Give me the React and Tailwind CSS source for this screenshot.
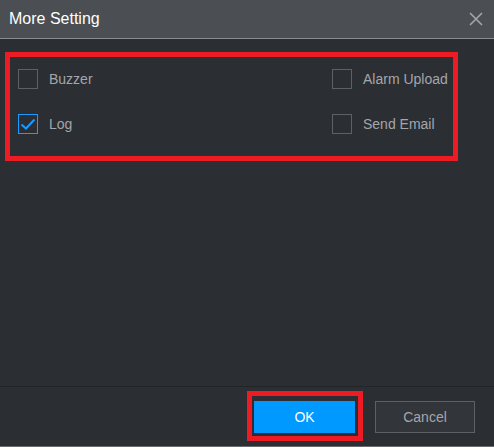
import React, { useState } from "react";

function Check({ label, checked, onToggle }) {
  return (
    <label className="flex h-5 items-center gap-[11px] cursor-pointer" onClick={onToggle}>
      <span
        className={
          "flex h-5 w-5 items-center justify-center border " +
          (checked ? "border-[#1a9bff]" : "border-[#5d6065]")
        }
      >
        {checked && (
          <svg width="16" height="12" viewBox="0 0 16 12" fill="none">
            <path d="M1.5 6.5 L6 10.5 L14.5 1.5" stroke="#1a9bff" strokeWidth="2" />
          </svg>
        )}
      </span>
      <span className="text-[14px] text-[#a3a6ab]">{label}</span>
    </label>
  );
}

export default function App() {
  const [opts, setOpts] = useState({
    buzzer: false,
    alarm: false,
    log: true,
    email: false,
  });
  const flip = (k) => setOpts((o) => ({ ...o, [k]: !o[k] }));

  return (
    <div className="flex h-[447px] w-[494px] flex-col bg-[#2b2e33] font-['Liberation_Sans',Arial,sans-serif]">
      <div className="flex h-[39px] shrink-0 items-center justify-between border-b border-[#8a8c90] bg-[#4b4e53] pl-[9px] pr-[10px]">
        <span className="text-[16px] text-white">More Setting</span>
        <svg width="14" height="14" viewBox="0 0 14 14" className="mr-[1px]">
          <path d="M1 1 L13 13 M13 1 L1 13" stroke="#a4a6aa" strokeWidth="1.6" />
        </svg>
      </div>

      <div className="flex-1 pl-[5px] pt-[13px]">
        <div className="grid h-[109px] w-[453px] grid-cols-[314px_1fr] border-[5px] border-[#ed1c24] pl-[8px] pt-[12px]">
          <div className="flex flex-col gap-[25px]">
            <Check label="Buzzer" checked={opts.buzzer} onToggle={() => flip("buzzer")} />
            <Check label="Log" checked={opts.log} onToggle={() => flip("log")} />
          </div>
          <div className="flex flex-col gap-[25px]">
            <Check label="Alarm Upload" checked={opts.alarm} onToggle={() => flip("alarm")} />
            <Check label="Send Email" checked={opts.email} onToggle={() => flip("email")} />
          </div>
        </div>
      </div>

      <div className="flex h-[61px] shrink-0 items-start justify-end border-t border-b border-t-[#222428] border-b-[#6a6c70] pr-[19px] pt-[4px]">
        <div className="border-[5px] border-[#ed1c24] pb-[3px] pl-[2px] pr-[3px] pt-[5px]">
          <button className="h-[32px] w-[101px] bg-[#0099ff] text-[14px] text-white">OK</button>
        </div>
        <button className="ml-[12px] mt-[10px] h-[32px] w-[100px] border border-[#5d6065] bg-[#32353a] text-[14px] text-[#a3a6ab]">
          Cancel
        </button>
      </div>
    </div>
  );
}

════════════════

EXERCISE AIM >>
Your task is to gather every line with the word "React" and copy it.

ANSWER BELOW >>
Give me the React and Tailwind CSS source for this screenshot.
import React, { useState } from "react";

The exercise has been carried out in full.